One day I was talking with one friend about the topic ‘Freedom in Relationships’. I told her my opinion which I expressed in writing in the last days and that I believe couples have to spend time together. She said ‘But isn’t it horrible when you have a couple as friends and they always are of the same opinion, they can never decide one without the other? They don’t even have the freedom to have their own opinion or to go somewhere without the other one!’
As an answer I first had to say that it always depends on the persons whom you are talking about. Sometimes this can happen because of insecurity. Two people are nearly glued to each other and when you ask one of them, he will always first turn to her and vice versa to search for the answer. Then it is true, they are not really together because they enjoy freedom and love but they are together because they need the other one to help with decisions. The reason is fear and emotional insecurity. When two people are insecure and they find each other, then it sometimes doesn’t matter if the other one can give love or just some security.
You are right, that is not real freedom because each of the two is afraid of being with the other one. This concept is far away from the idea of wanting to be together every minute of life just because of love. That is what I want, closeness always, because of love, not because of fear. And then love will give you security in a very positive way. Just enjoy, be free as you were as a single but with your full heart and soul in your relationship!
Today Annick drove us from Bocholt to Rhede and this is how, when we had ice-cream today, we were missing Konsti and his lovely family.
Has anyone ever heard of co-dependency? Once I found out what it was I began to notice a great many couples leading co-dependent lives with each other. there is no love or happiness in this, there is only drama and hurt.it would be better to be in pain and alone and become stronger than to be together constantly wounding each other without making any decisions for yourself.
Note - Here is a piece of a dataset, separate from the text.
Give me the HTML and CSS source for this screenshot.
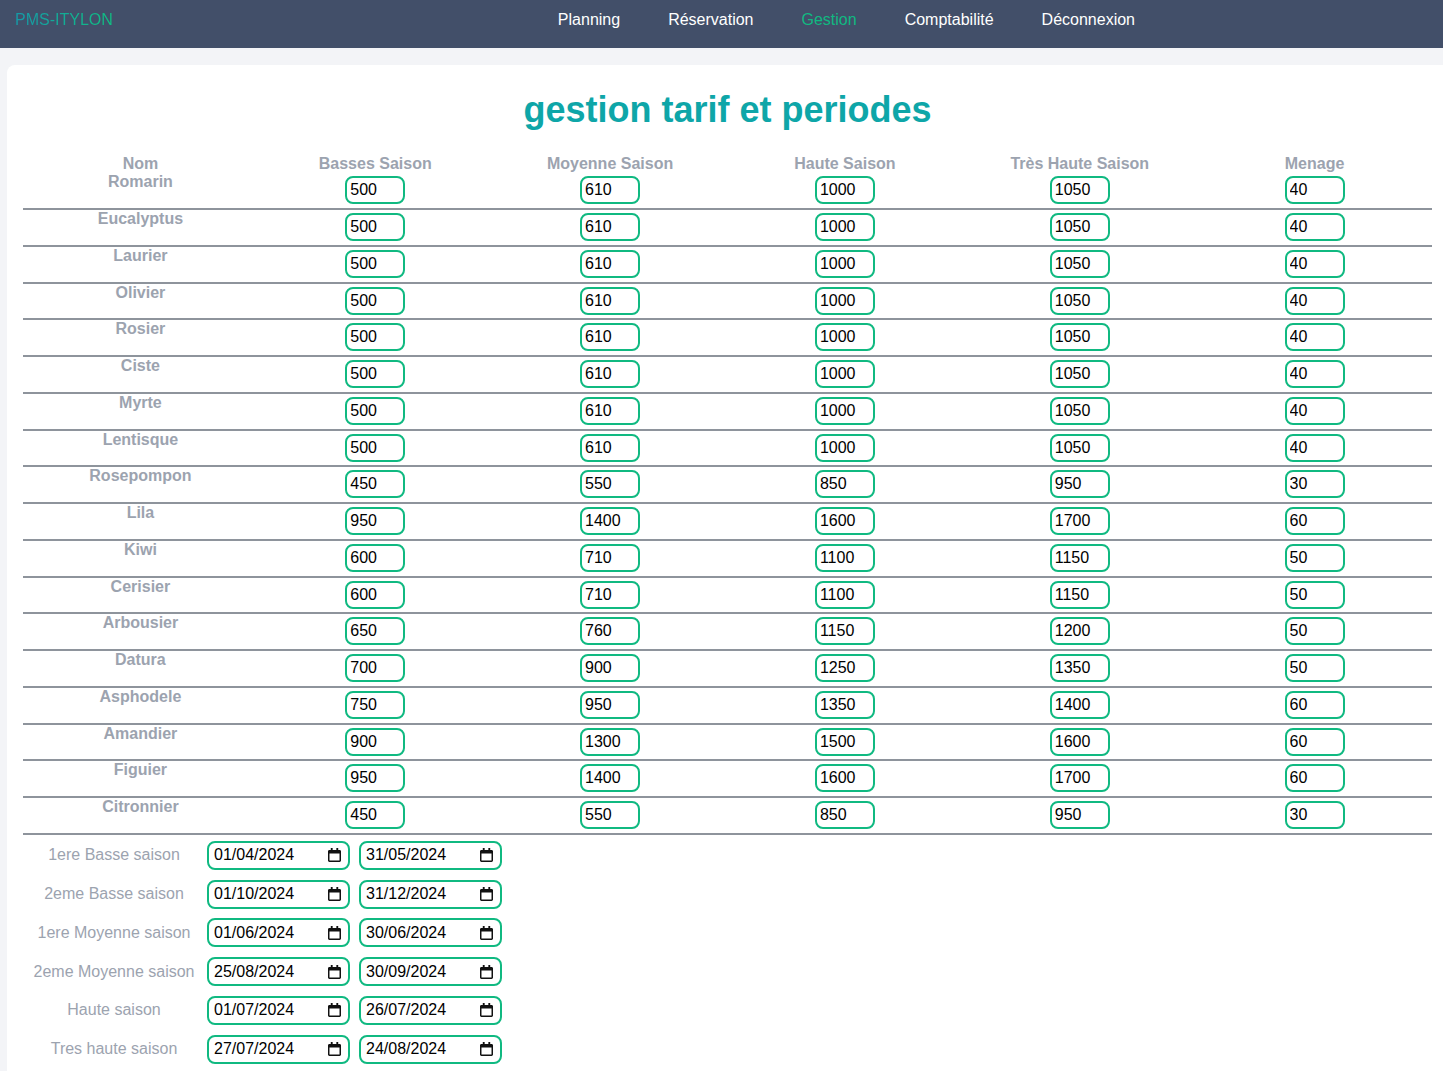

inseparable couples are so adorable. Me and my boyfriend are ALWAYS together, we love each other, it just doesn’t make sense not to spend all your time with someone like that.
I think a lot of times it is dependency, so hard to know how to be whole inside yourself and also be together without losing self. such a delicate balance.
For me it is great love, but in the beginning of our relationship I would say it was just dependence.
I think there is a fine line between being dependent and just being very close and in love. There is nothing wrong with spending lots of time and closeness with the one you love deeply, but you shouldn’t lose yourself in the relationship. You should always know who you are without the other person– what makes you unique, special, and different from your lover? You shouldn’t just derive your whole identity from your relationship with your partner. Time together is amazing but I think time alone is even more important. It will keep you in balance with yourself so that you can be your best possible self in the relationship.